Question

A spring 40 mm long spring is stretched by applying a force. If 10 N force is required to stretch the spring through one mm, then work done in stretching the spring through 40 mm is.

Answer 1

Hint: To find the value of the work done, we find the work done in terms of spring constant and spring extension where the spring constant is denoted as k and spring extension is denoted as x.
\[W=\dfrac{1}{2}k{{x}^{2}}\]
And to find the value of spring constant k, we use the formula of k = F/x where F is the force required to stretch the spring and x is the spring displacement.

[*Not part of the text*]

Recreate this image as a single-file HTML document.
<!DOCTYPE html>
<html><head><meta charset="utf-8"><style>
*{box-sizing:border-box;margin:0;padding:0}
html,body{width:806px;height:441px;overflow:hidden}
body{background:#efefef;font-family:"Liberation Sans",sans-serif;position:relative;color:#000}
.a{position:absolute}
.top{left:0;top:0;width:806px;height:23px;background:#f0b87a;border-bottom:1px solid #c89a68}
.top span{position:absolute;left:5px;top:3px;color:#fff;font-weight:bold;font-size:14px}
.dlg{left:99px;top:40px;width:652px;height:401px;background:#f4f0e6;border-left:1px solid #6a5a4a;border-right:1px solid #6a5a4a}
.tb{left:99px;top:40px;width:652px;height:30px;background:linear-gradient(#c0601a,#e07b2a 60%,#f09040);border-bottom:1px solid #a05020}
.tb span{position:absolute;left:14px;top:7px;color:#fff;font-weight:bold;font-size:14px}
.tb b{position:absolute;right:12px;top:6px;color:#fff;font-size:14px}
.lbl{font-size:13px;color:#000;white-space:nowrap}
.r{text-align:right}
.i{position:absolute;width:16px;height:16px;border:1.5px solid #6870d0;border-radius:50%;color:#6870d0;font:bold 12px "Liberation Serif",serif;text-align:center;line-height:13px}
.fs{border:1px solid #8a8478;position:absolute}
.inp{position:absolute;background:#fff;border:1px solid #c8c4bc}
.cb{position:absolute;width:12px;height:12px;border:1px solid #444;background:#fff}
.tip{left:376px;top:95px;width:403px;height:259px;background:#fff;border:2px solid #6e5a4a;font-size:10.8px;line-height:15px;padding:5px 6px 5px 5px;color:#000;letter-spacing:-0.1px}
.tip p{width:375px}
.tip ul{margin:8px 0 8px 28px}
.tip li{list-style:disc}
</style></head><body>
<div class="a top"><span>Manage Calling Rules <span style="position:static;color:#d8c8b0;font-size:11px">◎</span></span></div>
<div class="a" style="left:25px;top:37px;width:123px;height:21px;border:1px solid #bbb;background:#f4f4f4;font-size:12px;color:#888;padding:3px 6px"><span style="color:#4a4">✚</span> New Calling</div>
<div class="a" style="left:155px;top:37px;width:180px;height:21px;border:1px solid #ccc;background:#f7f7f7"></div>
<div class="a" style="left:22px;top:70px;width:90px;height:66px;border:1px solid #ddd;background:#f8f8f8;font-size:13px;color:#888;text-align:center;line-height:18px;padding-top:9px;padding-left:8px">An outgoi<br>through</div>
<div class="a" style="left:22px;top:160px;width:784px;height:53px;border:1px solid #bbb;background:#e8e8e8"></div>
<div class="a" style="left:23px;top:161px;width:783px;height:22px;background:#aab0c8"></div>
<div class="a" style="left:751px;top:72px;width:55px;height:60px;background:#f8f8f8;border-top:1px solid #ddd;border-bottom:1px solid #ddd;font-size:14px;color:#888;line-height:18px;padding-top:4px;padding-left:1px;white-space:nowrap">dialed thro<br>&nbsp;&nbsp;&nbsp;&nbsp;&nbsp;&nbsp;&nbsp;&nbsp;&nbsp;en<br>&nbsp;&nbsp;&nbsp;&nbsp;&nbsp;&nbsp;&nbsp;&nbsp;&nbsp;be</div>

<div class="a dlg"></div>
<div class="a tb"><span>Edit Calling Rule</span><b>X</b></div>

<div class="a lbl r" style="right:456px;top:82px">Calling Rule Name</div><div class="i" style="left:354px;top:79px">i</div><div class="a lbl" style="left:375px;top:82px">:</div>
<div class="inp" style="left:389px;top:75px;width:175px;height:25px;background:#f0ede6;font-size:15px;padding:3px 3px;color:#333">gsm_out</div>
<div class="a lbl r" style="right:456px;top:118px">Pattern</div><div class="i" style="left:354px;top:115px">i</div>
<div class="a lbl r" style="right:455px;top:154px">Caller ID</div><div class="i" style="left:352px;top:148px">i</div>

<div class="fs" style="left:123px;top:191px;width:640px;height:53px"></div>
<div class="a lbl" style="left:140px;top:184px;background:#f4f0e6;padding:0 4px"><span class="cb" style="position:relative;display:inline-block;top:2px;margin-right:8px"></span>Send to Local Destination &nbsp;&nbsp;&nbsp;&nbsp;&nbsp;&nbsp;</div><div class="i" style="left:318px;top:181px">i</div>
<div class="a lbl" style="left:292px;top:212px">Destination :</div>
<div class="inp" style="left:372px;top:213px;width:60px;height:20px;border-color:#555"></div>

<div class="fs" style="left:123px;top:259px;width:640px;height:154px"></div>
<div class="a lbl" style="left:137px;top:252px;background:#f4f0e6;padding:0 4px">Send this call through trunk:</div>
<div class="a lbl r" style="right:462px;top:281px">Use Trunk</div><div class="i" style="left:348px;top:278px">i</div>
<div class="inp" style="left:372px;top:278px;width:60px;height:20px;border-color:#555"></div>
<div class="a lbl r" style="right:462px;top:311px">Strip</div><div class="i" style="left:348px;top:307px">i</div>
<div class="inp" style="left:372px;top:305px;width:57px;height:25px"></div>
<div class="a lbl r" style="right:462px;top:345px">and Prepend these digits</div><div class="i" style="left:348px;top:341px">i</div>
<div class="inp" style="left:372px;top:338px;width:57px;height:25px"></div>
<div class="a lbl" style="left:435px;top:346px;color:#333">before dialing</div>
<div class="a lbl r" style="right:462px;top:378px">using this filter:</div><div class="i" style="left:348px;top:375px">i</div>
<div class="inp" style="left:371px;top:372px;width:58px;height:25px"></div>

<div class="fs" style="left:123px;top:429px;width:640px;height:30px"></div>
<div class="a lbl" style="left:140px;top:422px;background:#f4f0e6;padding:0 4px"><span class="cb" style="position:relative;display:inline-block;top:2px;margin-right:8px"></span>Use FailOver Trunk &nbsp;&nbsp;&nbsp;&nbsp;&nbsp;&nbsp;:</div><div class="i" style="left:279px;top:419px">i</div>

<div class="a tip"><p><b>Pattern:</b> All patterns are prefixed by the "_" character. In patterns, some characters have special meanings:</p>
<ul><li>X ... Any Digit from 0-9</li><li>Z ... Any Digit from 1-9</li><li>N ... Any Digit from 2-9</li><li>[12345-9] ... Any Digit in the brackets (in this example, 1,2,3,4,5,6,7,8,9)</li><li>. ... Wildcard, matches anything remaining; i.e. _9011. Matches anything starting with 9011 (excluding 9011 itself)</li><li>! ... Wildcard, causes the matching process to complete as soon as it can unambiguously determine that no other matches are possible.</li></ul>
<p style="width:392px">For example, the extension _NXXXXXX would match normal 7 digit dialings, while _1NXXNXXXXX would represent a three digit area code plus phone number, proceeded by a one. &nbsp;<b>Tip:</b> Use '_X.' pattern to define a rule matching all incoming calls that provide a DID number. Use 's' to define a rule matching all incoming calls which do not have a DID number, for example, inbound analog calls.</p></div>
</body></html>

Complete step by step answer:
Assuming the spring hanging with the applied force of 10N and is stretched with the spring extension of \[1\text{ }mm\], converting the value of the spring extension length from mm to m we get the spring constant as value \[0.001\text{ }mm\].
Now using the spring extension length and force applied, we get the spring constant as:
\[k\text{ }=\text{ }\dfrac{F}{x}\]
With placing the value of F as 10N and x as 0.001 mm, we get the spring constant as:
\[k\text{ }=\text{ }\dfrac{10}{0.001}\]
\[\Rightarrow k\text{ }=\text{ }100000\text{ }N/m\]
Now after getting the value of the spring constant we will find the work done in terms of spring constant and spring displacement as:
\[W=\dfrac{1}{2}k{{x}^{2}}\]
\[\Rightarrow \dfrac{1}{2}\times 100000\times \dfrac{40}{1000}\times \dfrac{40}{1000}\]
\[W=8J\]

Therefore, the work done by the spring under the influence of spring constant is \[8J\].


Note:
The formula \[F\text{ }=-kx\] is also known as Hooke's Law where the length changes by x dimension meaning when the spring is compressed the force is decreased and when the spring is expanded the force is increased.